An event consisting of two moving planets maintaining a particular aspect over a certain period of time is called a world transit ("world" because it is significant for everyone). If one planet is a planet in a natal chart, so that it is only the other planet which is moving, then we have a personal transit ("personal" because it depends on a natal chart and thus on a particular birth date/time).

The maximum angle for which two planets are said to form an aspect is called an orb. Thus if the angle between two planets is 8° then they are conjunct with respect to an orb of 10°, but not with respect to an orb of 5°. Orb values are freely chosen, not determined, except that they are always more than 0° and normally never more than 15°.

Consider two planets A and B which are initially exactly conjunct, and suppose that B moves faster than A, so that after a while B has moved 60° beyond A (anticlockwise from the '0 degrees' position in the diagram). The two planets then form an exact sextile aspect. But this sextile began earlier. Relative to an orb of 15° the sextile began when planet B first reached a position 45° beyond A, because 60°-15° = 45°. The sextile will persist until planet B reaches a position 75° beyond A, because 60°+15° = 75°. Relative to an orb of 10°, the sextile begins when B reaches a position 50° beyond A and it ends when B is 70° beyond A. Relative to an orb of 5°, the sextile begins when B reaches a position 55° beyond A and it ends when B is 65° beyond A.

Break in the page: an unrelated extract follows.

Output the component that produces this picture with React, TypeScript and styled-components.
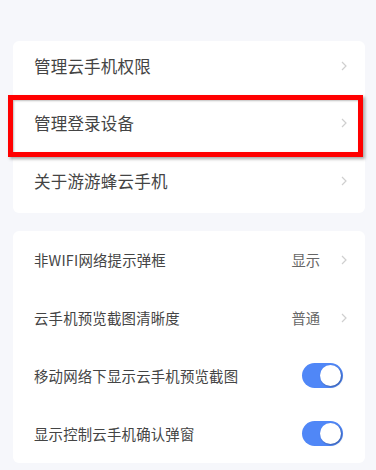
import React from "react";
import styled, { createGlobalStyle } from "styled-components";

const Global = createGlobalStyle`
  html, body { margin: 0; padding: 0; background: #f6f7fb; }
  body { font-family: "Noto Sans CJK SC", "Noto Sans", sans-serif; -webkit-font-smoothing: antialiased; }
`;

const Page = styled.div`
  width: 376px;
  height: 470px;
  overflow: hidden;
  box-sizing: border-box;
  padding: 41px 11px 0 13px;
  display: flex;
  flex-direction: column;
  gap: 18px;
`;

const Card = styled.div`
  background: #ffffff;
  border-radius: 6px;
  display: flex;
  flex-direction: column;
`;

const Row = styled.div<{ $h: number; $lift?: number }>`
  position: relative;
  box-sizing: border-box;
  height: ${(p) => p.$h}px;
  display: flex;
  align-items: center;
  padding: 0 18px ${(p) => p.$lift ?? 0}px 21px;
`;

const Label = styled.span<{ $size: number }>`
  flex: 1;
  font-size: ${(p) => p.$size}px;
  color: #444444;
  letter-spacing: 0.2px;
`;

const Value = styled.span`
  font-size: 14.3px;
  color: #666666;
  margin-right: 21px;
`;

const Highlight = styled.div`
  position: absolute;
  left: -5px;
  right: 2px;
  top: -3px;
  bottom: -1px;
  border: 5px solid #ff0000;
  box-shadow: 2px 2px 3px rgba(0, 0, 0, 0.35), inset 1px 1px 2px rgba(0, 0, 0, 0.25);
  pointer-events: none;
`;

const Toggle = styled.div`
  width: 41px;
  height: 25px;
  border-radius: 13px;
  background: #5087f7;
  position: relative;
  margin-right: 4px;
`;

const Knob = styled.div`
  position: absolute;
  right: 2px;
  top: 2px;
  width: 21px;
  height: 21px;
  border-radius: 50%;
  background: #ffffff;
  box-shadow: 1px 1px 2px rgba(0, 0, 0, 0.3);
`;

const Chevron = () => (
  <svg width="6" height="10" viewBox="0 0 6 10">
    <path d="M1 1 L5 5 L1 9" fill="none" stroke="#cfcfcf" strokeWidth="1.2" />
  </svg>
);

const top = ["管理云手机权限", "管理登录设备", "关于游游蜂云手机"];

export default function App() {
  return (
    <>
      <Global />
      <Page>
        <Card>
          {top.map((t, i) => (
            <Row key={t} $h={57.3} $lift={7}>
              <Label $size={16.5}>{t}</Label>
              <Chevron />
              {i === 1 && <Highlight />}
            </Row>
          ))}
        </Card>
        <Card>
          <Row $h={58}>
            <Label $size={14.4}>非WIFI网络提示弹框</Label>
            <Value>显示</Value>
            <Chevron />
          </Row>
          <Row $h={58}>
            <Label $size={14.4}>云手机预览截图清晰度</Label>
            <Value>普通</Value>
            <Chevron />
          </Row>
          <Row $h={58}>
            <Label $size={14.4}>移动网络下显示云手机预览截图</Label>
            <Toggle><Knob /></Toggle>
          </Row>
          <Row $h={58}>
            <Label $size={14.4}>显示控制云手机确认弹窗</Label>
            <Toggle><Knob /></Toggle>
          </Row>
        </Card>
      </Page>
    </>
  );
}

The major aspects are: conjunction (0°), sextile (60°), square (90°), trine (120°) and opposition (180°). Planets (other than the Sun) can move backwards along the ecliptic (this is called retrograde motion), but ignoring this for the moment, planet B will form aspects successively with planet A in the following order: conjunction, sextile, square, trine, opposition, trine, square, sextile and back to conjunction. But because both planets (other than the Sun) may exhibit retrograde motion, the succession of aspects is often not as regular as this, and it may be quite complicated.